▸ WHAT IS NEEDED:
Select all lines with the string "that" in them, and copy those lines.

▸ Entries with page source code:
--
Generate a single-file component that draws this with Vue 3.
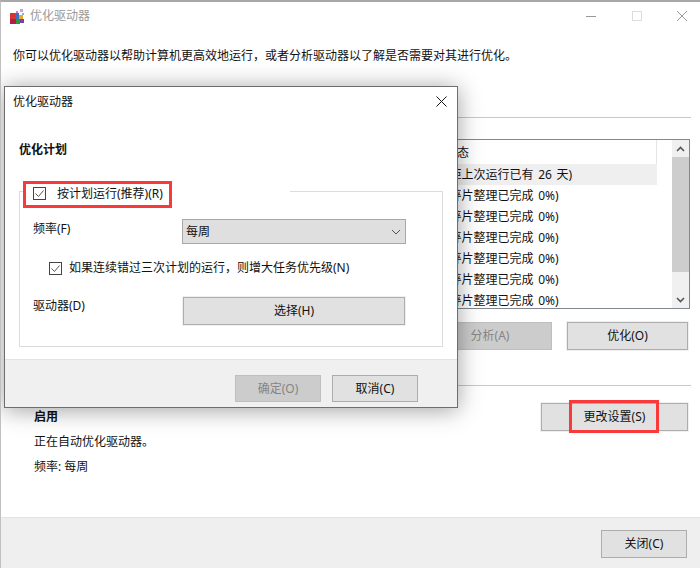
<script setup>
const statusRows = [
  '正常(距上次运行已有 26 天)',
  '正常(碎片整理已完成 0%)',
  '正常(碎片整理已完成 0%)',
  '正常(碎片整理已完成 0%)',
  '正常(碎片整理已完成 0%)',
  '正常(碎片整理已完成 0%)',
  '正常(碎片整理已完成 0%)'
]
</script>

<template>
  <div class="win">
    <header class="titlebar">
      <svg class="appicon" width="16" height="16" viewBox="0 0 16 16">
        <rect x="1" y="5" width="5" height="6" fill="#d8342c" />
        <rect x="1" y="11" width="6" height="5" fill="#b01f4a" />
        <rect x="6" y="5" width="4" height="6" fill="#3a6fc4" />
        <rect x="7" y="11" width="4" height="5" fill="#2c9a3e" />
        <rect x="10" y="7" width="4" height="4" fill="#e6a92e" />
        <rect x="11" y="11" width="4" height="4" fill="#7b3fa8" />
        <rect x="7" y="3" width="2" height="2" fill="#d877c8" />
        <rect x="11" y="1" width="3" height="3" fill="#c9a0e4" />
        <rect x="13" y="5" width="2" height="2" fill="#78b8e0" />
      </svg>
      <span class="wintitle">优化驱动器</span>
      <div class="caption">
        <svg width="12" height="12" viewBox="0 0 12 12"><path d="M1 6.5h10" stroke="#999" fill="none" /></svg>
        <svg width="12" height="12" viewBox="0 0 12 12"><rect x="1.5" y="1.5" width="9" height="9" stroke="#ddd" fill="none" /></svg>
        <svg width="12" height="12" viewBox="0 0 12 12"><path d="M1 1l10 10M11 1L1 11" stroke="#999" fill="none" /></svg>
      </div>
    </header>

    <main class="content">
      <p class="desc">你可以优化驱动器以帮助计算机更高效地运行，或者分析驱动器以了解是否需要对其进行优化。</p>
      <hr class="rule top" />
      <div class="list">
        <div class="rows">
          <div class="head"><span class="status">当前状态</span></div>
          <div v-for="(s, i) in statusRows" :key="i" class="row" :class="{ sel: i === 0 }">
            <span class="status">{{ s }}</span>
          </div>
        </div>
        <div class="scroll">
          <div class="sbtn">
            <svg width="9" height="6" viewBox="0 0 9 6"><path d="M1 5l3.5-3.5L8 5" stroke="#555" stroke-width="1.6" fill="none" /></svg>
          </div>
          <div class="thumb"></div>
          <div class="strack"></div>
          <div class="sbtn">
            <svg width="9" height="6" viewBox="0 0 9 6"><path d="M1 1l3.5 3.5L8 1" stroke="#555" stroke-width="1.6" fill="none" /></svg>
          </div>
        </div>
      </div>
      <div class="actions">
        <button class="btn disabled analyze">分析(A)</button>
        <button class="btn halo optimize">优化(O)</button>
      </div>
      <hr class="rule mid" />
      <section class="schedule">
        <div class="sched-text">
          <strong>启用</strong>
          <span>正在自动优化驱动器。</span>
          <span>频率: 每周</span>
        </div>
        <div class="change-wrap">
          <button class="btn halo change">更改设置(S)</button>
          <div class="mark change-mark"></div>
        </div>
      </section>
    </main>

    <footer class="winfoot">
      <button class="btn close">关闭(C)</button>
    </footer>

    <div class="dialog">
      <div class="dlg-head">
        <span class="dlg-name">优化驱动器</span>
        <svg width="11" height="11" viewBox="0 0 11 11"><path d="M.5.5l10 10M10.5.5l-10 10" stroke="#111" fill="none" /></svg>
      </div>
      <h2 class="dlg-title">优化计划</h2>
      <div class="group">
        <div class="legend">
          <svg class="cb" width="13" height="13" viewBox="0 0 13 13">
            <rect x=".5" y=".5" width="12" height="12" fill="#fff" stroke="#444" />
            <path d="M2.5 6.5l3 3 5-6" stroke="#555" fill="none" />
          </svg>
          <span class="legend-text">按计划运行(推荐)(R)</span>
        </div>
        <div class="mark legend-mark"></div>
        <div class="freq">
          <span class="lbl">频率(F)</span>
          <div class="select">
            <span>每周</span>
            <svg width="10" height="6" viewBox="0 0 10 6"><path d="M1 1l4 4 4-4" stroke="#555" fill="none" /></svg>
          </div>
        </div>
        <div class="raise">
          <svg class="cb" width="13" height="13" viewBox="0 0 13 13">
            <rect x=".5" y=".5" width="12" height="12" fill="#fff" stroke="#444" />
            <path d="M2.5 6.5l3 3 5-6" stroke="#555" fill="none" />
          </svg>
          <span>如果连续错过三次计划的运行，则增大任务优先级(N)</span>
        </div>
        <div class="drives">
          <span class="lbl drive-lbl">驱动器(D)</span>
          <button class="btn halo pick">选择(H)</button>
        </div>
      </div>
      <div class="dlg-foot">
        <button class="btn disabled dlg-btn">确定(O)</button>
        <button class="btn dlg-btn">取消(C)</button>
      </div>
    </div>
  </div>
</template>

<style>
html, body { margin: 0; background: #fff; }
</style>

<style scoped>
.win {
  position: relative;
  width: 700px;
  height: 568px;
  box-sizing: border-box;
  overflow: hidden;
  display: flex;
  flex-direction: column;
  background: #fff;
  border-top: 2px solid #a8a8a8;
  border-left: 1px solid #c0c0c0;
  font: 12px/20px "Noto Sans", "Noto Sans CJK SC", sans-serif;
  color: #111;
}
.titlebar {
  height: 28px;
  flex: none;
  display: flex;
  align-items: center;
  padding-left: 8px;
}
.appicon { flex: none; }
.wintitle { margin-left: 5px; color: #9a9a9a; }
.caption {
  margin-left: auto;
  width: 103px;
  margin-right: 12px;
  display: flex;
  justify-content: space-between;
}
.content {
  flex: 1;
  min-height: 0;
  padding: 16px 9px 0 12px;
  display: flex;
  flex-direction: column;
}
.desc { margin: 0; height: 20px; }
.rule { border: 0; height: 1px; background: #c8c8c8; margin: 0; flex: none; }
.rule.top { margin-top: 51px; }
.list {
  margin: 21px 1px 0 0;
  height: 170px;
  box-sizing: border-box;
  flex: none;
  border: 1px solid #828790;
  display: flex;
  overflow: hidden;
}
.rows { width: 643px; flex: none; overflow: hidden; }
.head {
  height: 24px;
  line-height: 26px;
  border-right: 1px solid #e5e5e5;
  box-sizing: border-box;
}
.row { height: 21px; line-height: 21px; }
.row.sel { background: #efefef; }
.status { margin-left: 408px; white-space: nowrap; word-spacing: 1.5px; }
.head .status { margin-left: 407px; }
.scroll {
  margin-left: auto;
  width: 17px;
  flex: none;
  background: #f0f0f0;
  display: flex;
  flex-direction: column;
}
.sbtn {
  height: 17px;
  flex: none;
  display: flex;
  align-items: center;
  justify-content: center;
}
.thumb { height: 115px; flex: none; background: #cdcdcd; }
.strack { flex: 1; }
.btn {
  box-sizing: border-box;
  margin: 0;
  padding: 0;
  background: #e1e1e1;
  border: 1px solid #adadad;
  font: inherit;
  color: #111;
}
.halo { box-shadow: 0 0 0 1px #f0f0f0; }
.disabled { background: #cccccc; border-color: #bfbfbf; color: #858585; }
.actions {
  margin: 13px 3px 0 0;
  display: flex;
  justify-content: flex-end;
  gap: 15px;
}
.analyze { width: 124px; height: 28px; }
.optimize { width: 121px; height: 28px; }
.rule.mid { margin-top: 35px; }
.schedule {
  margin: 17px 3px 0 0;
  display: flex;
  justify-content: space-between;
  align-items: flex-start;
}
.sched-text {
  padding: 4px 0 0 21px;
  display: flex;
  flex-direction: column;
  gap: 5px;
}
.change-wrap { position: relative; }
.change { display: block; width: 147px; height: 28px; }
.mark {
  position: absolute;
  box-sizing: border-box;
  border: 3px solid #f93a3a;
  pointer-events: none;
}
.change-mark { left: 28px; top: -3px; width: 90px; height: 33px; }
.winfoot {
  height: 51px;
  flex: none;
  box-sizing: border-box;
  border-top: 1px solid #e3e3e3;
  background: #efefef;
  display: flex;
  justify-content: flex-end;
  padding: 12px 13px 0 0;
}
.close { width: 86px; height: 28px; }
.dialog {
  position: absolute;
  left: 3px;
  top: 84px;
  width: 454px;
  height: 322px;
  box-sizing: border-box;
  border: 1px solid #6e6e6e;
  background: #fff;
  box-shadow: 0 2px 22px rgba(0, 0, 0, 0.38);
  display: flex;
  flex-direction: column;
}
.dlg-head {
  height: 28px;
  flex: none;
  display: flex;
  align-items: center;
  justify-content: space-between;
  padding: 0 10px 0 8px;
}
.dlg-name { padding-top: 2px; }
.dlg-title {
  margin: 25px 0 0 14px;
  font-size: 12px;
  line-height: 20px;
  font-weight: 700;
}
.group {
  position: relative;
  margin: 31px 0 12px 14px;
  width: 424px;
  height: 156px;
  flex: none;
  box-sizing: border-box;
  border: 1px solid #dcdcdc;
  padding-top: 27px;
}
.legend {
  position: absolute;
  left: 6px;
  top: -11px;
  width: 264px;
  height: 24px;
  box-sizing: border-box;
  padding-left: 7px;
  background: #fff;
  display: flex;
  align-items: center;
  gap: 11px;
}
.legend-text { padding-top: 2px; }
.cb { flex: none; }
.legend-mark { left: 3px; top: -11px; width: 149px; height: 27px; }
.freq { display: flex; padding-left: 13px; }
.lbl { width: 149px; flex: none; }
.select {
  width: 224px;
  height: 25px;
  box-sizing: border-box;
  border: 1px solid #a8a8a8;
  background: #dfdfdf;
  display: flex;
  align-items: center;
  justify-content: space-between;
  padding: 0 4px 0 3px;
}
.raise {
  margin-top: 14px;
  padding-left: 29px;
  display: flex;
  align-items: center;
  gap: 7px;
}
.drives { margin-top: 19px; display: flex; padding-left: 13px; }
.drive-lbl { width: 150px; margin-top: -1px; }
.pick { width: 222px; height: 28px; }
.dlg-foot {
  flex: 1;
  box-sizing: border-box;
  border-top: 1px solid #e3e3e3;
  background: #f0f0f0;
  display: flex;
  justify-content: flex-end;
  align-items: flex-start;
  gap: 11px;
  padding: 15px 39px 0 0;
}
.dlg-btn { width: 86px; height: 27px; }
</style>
--
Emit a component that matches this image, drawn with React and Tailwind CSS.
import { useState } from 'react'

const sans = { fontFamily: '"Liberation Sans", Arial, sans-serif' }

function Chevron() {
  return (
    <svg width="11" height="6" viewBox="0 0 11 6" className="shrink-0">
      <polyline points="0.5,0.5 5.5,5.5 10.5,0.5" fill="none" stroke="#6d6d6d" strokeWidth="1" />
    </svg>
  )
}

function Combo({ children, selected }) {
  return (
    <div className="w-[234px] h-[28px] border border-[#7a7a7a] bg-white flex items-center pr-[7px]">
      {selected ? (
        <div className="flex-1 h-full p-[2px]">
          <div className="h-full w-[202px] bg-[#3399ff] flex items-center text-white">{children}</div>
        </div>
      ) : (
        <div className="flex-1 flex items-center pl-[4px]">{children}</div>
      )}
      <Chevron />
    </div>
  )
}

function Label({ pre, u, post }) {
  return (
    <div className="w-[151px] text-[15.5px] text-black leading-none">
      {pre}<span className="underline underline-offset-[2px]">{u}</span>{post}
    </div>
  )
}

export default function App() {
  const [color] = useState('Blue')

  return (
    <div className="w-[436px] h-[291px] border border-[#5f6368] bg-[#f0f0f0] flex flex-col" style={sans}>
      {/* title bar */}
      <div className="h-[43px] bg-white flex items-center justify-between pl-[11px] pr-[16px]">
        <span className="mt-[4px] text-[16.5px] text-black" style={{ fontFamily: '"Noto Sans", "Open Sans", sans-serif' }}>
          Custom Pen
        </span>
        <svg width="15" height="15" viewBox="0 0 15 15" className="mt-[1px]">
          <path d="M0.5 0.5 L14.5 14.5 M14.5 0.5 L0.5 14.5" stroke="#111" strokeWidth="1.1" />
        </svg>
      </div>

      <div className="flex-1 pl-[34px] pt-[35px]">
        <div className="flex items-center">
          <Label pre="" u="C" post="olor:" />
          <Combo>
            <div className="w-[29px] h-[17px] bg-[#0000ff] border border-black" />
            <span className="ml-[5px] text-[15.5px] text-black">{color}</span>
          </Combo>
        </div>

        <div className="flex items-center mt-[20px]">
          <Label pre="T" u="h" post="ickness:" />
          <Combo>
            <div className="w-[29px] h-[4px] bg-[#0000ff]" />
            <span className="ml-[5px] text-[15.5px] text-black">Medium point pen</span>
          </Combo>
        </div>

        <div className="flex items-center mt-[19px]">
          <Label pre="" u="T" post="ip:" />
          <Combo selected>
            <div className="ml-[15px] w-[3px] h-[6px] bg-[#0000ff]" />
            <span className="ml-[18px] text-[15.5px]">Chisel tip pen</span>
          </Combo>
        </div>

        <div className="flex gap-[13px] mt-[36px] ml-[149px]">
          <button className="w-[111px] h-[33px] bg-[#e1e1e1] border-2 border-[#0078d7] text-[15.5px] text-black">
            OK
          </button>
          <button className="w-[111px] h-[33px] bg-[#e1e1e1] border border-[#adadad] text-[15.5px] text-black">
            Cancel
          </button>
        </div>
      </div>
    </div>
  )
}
--
▸ OUTPUT FOR THIS TASK:
Generate a single-file component that draws this with Vue 3.
Emit a component that matches this image, drawn with React and Tailwind CSS.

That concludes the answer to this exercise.